- INSTRUCTIONS TO FOLLOW: Below are some entries. Transcribe the lines from the one holding "Recreate this image" to the one holding "CircleHelp, File, Settings", inclusive, but not the pictures among them.

- MATERIAL FOR THIS TASK:
***
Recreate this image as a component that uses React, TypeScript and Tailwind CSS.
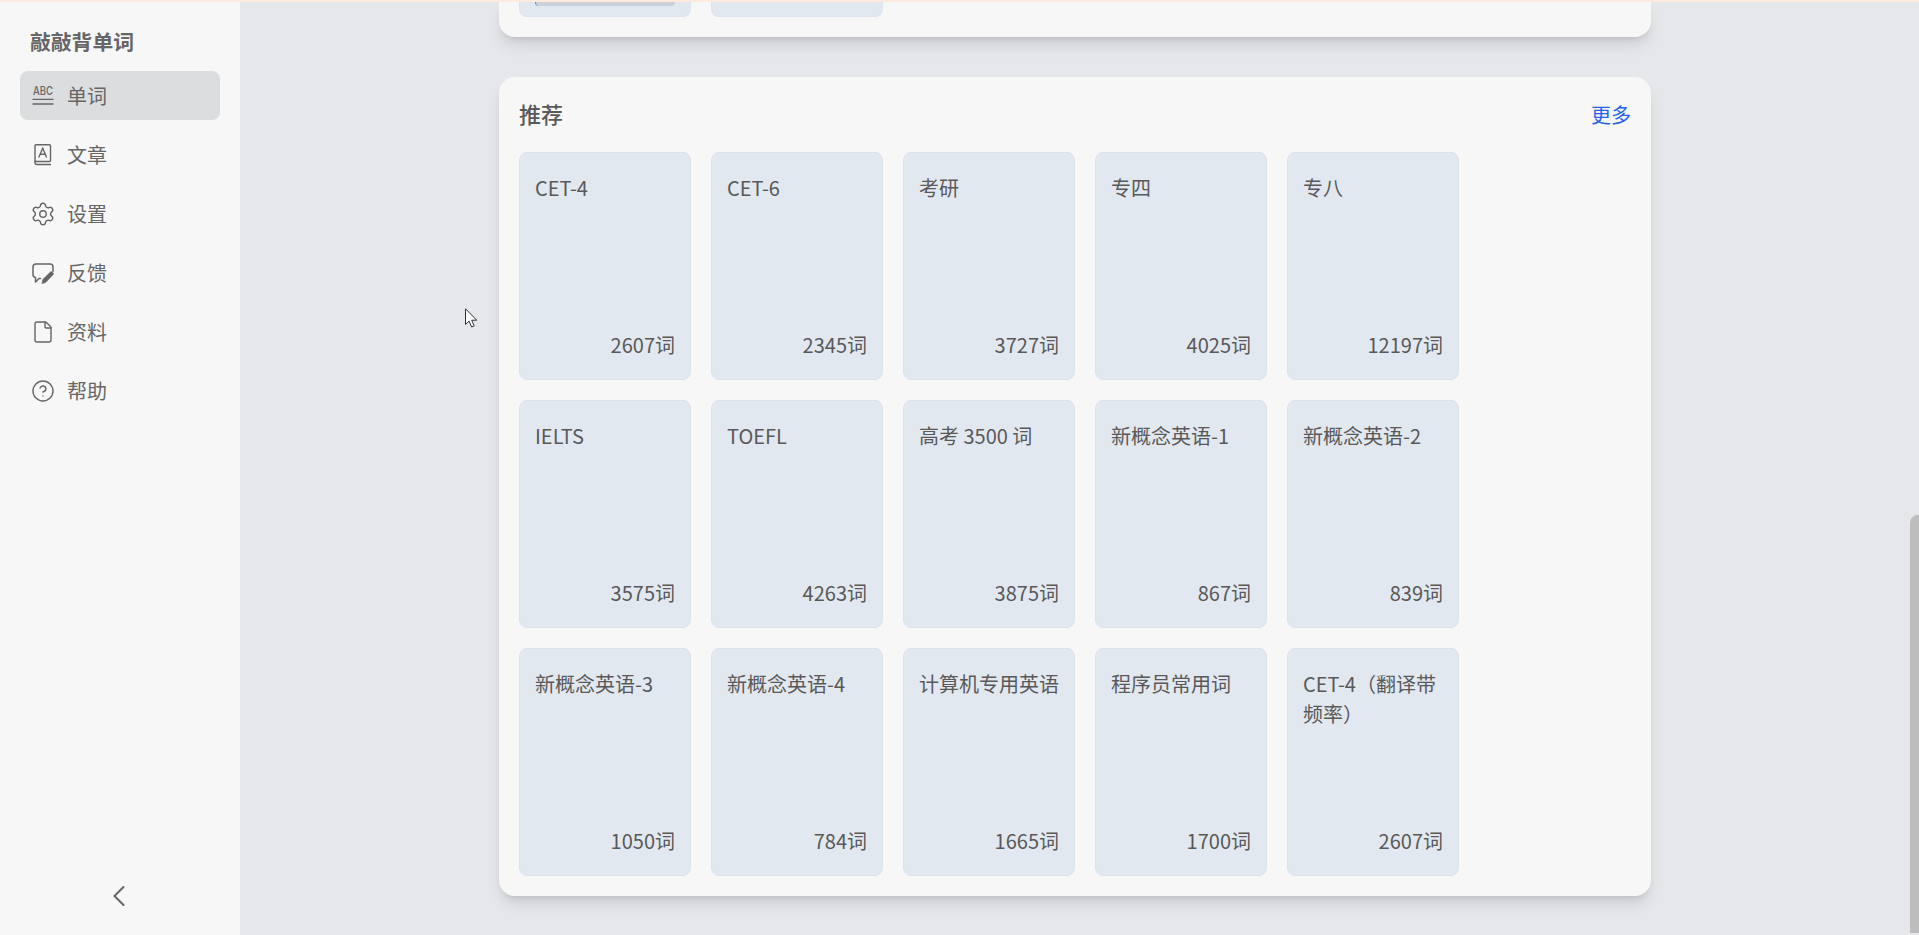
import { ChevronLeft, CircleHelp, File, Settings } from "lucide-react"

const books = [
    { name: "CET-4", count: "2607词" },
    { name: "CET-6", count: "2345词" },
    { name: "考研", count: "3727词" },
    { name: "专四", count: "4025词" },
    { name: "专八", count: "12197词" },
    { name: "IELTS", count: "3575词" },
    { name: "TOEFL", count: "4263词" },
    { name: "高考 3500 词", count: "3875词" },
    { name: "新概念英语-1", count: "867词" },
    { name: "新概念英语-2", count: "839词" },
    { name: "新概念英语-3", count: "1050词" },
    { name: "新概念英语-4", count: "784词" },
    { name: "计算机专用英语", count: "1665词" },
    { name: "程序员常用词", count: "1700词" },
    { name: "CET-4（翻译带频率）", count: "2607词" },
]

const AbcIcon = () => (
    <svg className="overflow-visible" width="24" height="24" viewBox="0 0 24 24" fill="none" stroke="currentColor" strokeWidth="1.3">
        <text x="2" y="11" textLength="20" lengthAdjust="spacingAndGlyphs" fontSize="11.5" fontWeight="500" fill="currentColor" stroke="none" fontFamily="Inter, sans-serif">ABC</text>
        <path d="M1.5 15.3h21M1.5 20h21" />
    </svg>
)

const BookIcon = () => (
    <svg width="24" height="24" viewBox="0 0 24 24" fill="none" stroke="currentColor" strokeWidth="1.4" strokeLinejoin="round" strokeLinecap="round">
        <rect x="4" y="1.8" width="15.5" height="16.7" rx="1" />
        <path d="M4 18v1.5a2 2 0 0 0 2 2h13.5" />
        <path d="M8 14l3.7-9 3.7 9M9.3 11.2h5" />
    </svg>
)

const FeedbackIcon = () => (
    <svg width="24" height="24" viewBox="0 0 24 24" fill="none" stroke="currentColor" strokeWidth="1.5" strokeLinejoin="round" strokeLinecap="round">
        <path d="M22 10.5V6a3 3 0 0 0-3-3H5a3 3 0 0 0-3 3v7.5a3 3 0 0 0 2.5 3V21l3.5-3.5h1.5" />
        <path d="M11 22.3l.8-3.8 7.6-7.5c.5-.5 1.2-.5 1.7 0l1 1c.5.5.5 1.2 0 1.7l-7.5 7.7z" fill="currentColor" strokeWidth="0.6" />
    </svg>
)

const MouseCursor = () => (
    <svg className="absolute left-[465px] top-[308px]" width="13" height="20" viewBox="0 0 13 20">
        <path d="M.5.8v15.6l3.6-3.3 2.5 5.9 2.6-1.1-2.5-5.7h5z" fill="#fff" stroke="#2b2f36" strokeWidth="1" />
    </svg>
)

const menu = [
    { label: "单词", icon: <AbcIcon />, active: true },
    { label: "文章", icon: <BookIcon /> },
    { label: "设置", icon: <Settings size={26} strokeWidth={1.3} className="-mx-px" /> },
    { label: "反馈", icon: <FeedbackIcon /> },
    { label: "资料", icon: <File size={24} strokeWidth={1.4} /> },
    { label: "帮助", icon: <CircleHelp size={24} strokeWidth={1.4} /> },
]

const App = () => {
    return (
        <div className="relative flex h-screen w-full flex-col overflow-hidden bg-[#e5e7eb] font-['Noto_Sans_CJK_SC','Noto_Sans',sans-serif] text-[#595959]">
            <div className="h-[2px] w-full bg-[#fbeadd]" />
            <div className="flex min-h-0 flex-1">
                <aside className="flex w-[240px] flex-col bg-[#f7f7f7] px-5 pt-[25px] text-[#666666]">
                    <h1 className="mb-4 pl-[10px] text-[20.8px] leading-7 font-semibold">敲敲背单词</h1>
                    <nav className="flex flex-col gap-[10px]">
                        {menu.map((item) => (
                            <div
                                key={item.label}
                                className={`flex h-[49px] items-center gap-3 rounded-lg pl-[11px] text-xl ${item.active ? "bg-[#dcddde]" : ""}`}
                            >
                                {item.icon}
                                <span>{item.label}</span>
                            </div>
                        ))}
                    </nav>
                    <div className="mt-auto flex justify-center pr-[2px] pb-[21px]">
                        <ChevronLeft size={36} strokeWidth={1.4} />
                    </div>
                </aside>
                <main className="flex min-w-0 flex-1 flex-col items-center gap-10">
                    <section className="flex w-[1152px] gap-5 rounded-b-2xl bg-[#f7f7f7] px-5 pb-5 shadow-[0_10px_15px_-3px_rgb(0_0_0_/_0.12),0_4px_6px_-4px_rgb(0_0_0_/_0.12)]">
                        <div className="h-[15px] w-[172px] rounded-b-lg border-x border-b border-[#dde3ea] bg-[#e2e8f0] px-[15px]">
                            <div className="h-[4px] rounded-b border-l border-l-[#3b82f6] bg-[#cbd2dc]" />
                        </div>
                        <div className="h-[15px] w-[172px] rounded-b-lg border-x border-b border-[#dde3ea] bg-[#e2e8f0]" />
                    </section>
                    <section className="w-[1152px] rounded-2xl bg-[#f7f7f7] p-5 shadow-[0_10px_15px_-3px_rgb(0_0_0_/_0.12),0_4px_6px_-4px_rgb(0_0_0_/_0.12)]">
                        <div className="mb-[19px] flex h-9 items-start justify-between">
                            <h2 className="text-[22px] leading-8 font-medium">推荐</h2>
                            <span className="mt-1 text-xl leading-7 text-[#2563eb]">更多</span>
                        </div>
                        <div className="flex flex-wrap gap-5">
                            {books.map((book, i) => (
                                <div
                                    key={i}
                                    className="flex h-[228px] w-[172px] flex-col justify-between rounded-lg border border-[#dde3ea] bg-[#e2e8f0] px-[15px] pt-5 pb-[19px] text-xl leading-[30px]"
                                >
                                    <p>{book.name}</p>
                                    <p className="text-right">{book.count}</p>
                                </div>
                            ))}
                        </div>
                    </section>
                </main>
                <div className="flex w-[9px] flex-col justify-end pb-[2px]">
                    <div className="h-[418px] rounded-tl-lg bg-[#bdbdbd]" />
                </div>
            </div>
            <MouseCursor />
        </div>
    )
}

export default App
***
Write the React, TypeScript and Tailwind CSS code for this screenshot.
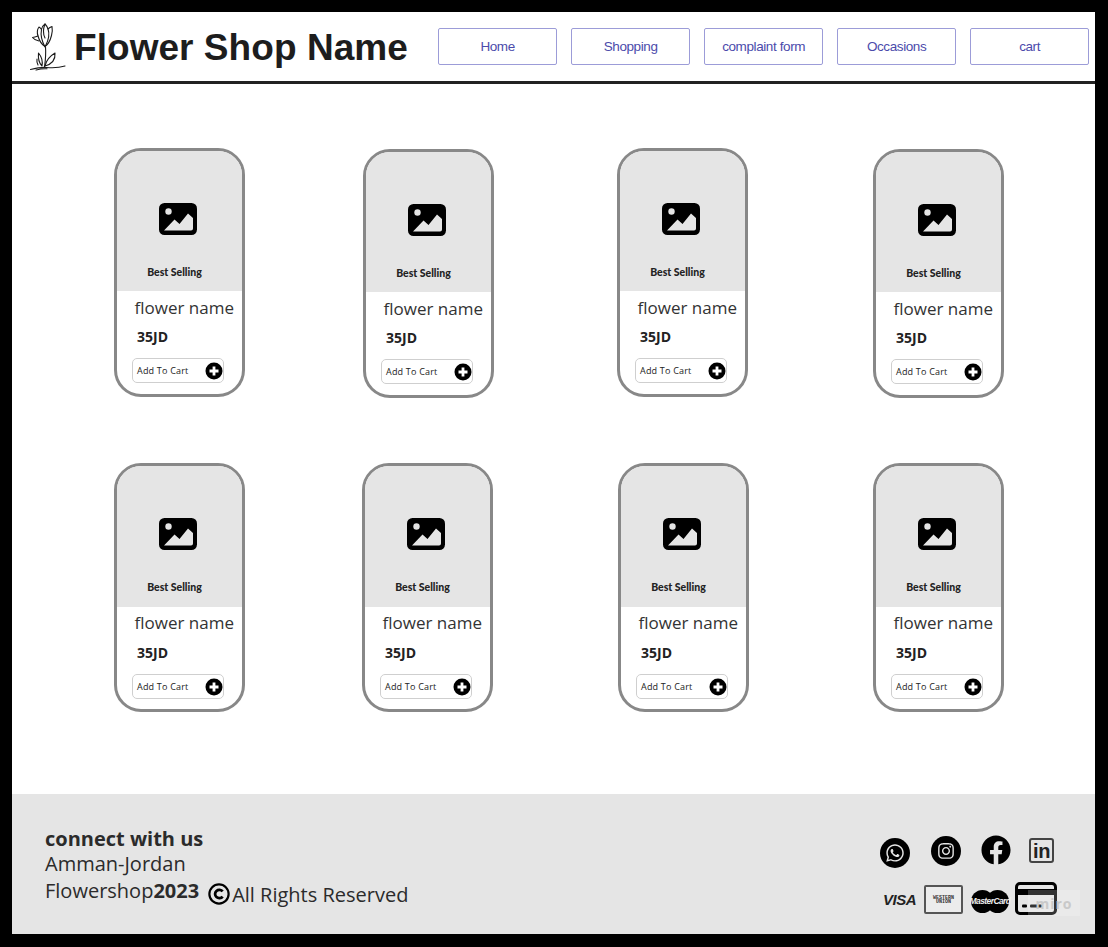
***
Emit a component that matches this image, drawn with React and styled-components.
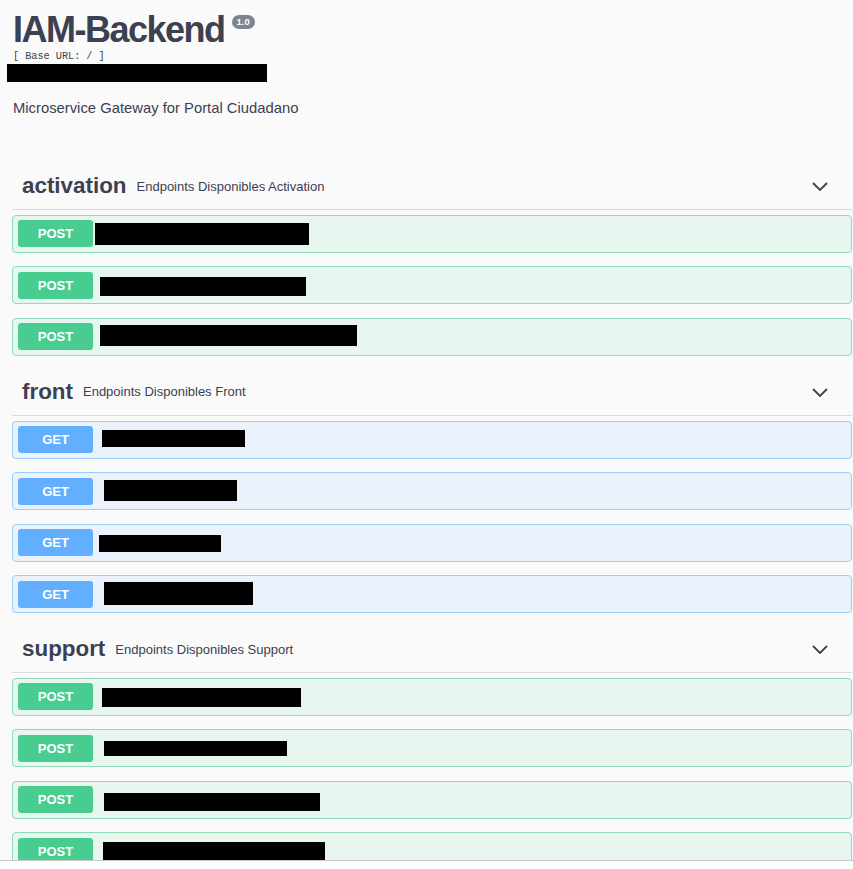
***
- WRITTEN SOLUTION:
Recreate this image as a component that uses React, TypeScript and Tailwind CSS.
import { ChevronLeft, CircleHelp, File, Settings } from "lucide-react"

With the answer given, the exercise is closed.